▸ **Data shown**
>>

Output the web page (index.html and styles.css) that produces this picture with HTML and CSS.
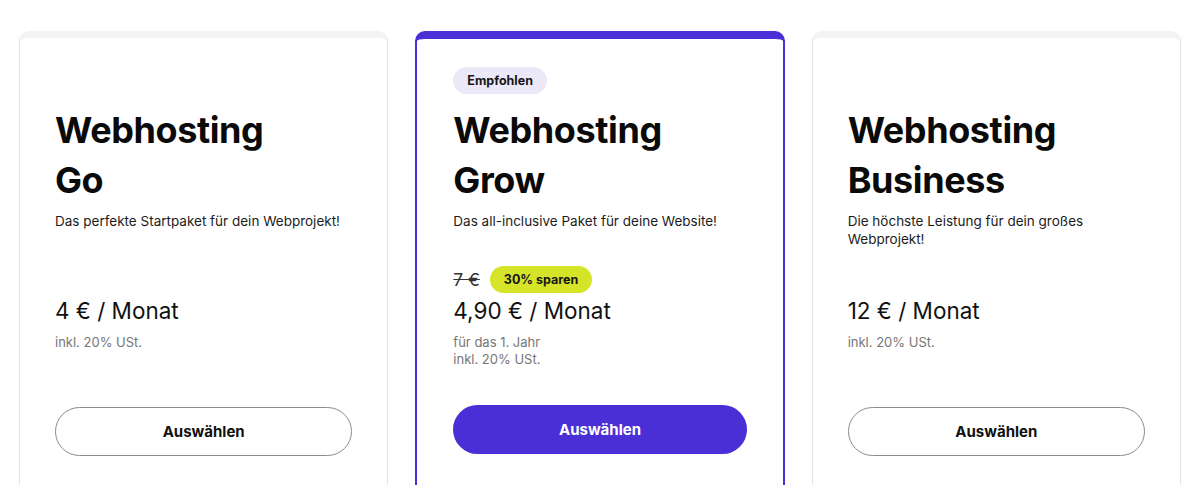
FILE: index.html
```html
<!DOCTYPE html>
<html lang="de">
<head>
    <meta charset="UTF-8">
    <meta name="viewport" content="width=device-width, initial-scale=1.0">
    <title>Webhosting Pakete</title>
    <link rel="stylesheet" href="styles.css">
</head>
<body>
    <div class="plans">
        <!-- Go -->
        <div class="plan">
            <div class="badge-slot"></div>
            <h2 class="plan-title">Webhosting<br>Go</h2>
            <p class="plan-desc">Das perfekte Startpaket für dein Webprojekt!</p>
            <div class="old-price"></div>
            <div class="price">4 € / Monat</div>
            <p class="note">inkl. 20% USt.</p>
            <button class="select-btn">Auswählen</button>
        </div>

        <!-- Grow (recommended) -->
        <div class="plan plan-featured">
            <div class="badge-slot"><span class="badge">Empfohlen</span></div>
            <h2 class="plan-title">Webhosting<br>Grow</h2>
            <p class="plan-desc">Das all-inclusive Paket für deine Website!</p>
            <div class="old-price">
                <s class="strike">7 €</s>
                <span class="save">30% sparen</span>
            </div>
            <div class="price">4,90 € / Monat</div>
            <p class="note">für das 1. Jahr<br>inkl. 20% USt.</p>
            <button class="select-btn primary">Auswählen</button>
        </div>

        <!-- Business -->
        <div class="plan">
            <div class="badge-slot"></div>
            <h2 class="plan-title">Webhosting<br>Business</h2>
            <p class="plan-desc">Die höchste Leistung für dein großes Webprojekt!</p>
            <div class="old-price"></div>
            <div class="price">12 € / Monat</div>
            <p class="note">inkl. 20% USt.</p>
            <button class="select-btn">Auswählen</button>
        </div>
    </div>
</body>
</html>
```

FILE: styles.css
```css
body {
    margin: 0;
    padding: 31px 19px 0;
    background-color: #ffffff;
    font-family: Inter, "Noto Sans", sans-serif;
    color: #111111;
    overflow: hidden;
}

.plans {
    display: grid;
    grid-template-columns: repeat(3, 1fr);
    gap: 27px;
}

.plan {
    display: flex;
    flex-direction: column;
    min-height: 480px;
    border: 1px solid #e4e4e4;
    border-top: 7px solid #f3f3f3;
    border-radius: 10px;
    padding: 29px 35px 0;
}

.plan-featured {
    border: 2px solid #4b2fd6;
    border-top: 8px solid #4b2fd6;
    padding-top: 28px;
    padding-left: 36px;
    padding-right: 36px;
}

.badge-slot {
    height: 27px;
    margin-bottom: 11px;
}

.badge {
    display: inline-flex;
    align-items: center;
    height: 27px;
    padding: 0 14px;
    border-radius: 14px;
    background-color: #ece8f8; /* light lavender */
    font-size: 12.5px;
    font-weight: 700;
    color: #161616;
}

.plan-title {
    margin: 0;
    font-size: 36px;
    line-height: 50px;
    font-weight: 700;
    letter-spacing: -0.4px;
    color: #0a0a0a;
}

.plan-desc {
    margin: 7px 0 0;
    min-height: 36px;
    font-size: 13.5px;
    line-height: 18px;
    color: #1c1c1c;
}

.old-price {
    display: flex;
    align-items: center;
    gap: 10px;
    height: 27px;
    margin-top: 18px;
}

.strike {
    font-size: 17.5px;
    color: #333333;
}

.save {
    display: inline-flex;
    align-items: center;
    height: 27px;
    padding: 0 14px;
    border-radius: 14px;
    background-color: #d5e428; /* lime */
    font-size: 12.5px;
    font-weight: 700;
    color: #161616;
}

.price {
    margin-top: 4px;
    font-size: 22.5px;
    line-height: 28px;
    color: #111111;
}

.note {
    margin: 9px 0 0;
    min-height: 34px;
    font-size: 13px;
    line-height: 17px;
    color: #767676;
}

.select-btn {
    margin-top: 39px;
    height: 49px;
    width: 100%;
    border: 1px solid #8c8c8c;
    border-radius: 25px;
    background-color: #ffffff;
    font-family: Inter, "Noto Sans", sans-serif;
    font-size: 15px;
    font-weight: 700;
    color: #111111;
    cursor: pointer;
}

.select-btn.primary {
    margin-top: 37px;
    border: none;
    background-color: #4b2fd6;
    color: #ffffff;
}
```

<<
>>

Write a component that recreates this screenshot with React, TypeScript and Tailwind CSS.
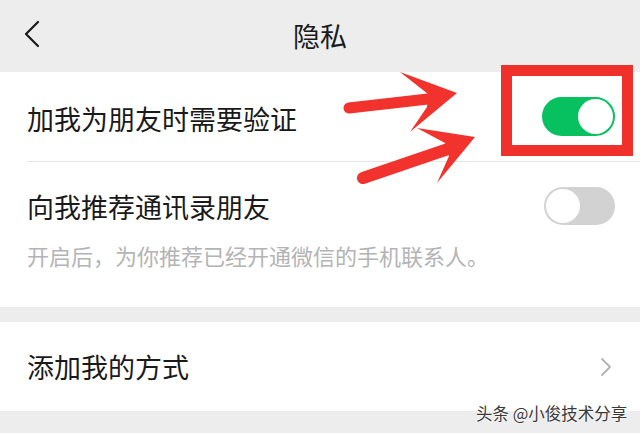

<<

▸ **Written exercise**
Go through the lines above. Select every one that has the string "index".

▸ **Final result**
Output the web page (index.html and styles.css) that produces this picture with HTML and CSS.
FILE: index.html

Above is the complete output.